* _Task directions_: Print the data exactly, leaving nothing out.
── Available data ──
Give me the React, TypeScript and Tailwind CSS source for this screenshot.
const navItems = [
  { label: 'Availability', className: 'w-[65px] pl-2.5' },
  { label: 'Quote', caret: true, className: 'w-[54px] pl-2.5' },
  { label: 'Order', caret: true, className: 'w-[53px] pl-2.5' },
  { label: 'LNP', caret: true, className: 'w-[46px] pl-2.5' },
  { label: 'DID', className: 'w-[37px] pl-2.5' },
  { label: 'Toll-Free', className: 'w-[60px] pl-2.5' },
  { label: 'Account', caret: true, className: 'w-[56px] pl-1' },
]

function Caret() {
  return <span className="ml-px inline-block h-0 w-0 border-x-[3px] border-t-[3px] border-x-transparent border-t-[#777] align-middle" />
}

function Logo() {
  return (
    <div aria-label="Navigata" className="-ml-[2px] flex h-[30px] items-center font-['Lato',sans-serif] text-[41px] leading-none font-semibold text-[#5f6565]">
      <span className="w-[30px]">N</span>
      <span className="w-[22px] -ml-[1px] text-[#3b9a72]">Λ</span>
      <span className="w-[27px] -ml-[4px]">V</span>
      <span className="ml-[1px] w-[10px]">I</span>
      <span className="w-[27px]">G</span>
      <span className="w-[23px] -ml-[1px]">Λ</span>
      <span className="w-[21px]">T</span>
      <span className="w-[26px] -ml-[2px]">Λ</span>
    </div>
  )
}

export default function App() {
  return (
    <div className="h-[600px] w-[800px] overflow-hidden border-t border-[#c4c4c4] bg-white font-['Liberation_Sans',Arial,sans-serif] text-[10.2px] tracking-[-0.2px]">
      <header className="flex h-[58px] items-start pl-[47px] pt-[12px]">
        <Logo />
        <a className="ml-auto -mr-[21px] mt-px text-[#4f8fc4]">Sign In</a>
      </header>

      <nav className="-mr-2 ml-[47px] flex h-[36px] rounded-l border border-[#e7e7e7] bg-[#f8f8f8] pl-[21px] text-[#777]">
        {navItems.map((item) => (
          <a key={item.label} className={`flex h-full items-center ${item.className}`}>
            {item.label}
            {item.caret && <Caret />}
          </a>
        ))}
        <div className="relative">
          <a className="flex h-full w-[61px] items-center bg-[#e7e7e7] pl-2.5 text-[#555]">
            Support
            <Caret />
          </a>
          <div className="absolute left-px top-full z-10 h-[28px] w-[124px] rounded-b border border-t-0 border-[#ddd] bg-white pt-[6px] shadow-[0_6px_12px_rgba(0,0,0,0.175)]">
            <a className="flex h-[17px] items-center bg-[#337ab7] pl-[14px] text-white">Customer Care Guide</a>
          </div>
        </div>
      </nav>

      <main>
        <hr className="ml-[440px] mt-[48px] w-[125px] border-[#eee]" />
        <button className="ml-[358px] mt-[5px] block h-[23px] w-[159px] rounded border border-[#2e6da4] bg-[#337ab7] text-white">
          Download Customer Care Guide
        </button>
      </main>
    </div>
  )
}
───
* _Answer for the task_:
Give me the React, TypeScript and Tailwind CSS source for this screenshot.
const navItems = [
  { label: 'Availability', className: 'w-[65px] pl-2.5' },
  { label: 'Quote', caret: true, className: 'w-[54px] pl-2.5' },
  { label: 'Order', caret: true, className: 'w-[53px] pl-2.5' },
  { label: 'LNP', caret: true, className: 'w-[46px] pl-2.5' },
  { label: 'DID', className: 'w-[37px] pl-2.5' },
  { label: 'Toll-Free', className: 'w-[60px] pl-2.5' },
  { label: 'Account', caret: true, className: 'w-[56px] pl-1' },
]

function Caret() {
  return <span className="ml-px inline-block h-0 w-0 border-x-[3px] border-t-[3px] border-x-transparent border-t-[#777] align-middle" />
}

function Logo() {
  return (
    <div aria-label="Navigata" className="-ml-[2px] flex h-[30px] items-center font-['Lato',sans-serif] text-[41px] leading-none font-semibold text-[#5f6565]">
      <span className="w-[30px]">N</span>
      <span className="w-[22px] -ml-[1px] text-[#3b9a72]">Λ</span>
      <span className="w-[27px] -ml-[4px]">V</span>
      <span className="ml-[1px] w-[10px]">I</span>
      <span className="w-[27px]">G</span>
      <span className="w-[23px] -ml-[1px]">Λ</span>
      <span className="w-[21px]">T</span>
      <span className="w-[26px] -ml-[2px]">Λ</span>
    </div>
  )
}

export default function App() {
  return (
    <div className="h-[600px] w-[800px] overflow-hidden border-t border-[#c4c4c4] bg-white font-['Liberation_Sans',Arial,sans-serif] text-[10.2px] tracking-[-0.2px]">
      <header className="flex h-[58px] items-start pl-[47px] pt-[12px]">
        <Logo />
        <a className="ml-auto -mr-[21px] mt-px text-[#4f8fc4]">Sign In</a>
      </header>

      <nav className="-mr-2 ml-[47px] flex h-[36px] rounded-l border border-[#e7e7e7] bg-[#f8f8f8] pl-[21px] text-[#777]">
        {navItems.map((item) => (
          <a key={item.label} className={`flex h-full items-center ${item.className}`}>
            {item.label}
            {item.caret && <Caret />}
          </a>
        ))}
        <div className="relative">
          <a className="flex h-full w-[61px] items-center bg-[#e7e7e7] pl-2.5 text-[#555]">
            Support
            <Caret />
          </a>
          <div className="absolute left-px top-full z-10 h-[28px] w-[124px] rounded-b border border-t-0 border-[#ddd] bg-white pt-[6px] shadow-[0_6px_12px_rgba(0,0,0,0.175)]">
            <a className="flex h-[17px] items-center bg-[#337ab7] pl-[14px] text-white">Customer Care Guide</a>
          </div>
        </div>
      </nav>

      <main>
        <hr className="ml-[440px] mt-[48px] w-[125px] border-[#eee]" />
        <button className="ml-[358px] mt-[5px] block h-[23px] w-[159px] rounded border border-[#2e6da4] bg-[#337ab7] text-white">
          Download Customer Care Guide
        </button>
      </main>
    </div>
  )
}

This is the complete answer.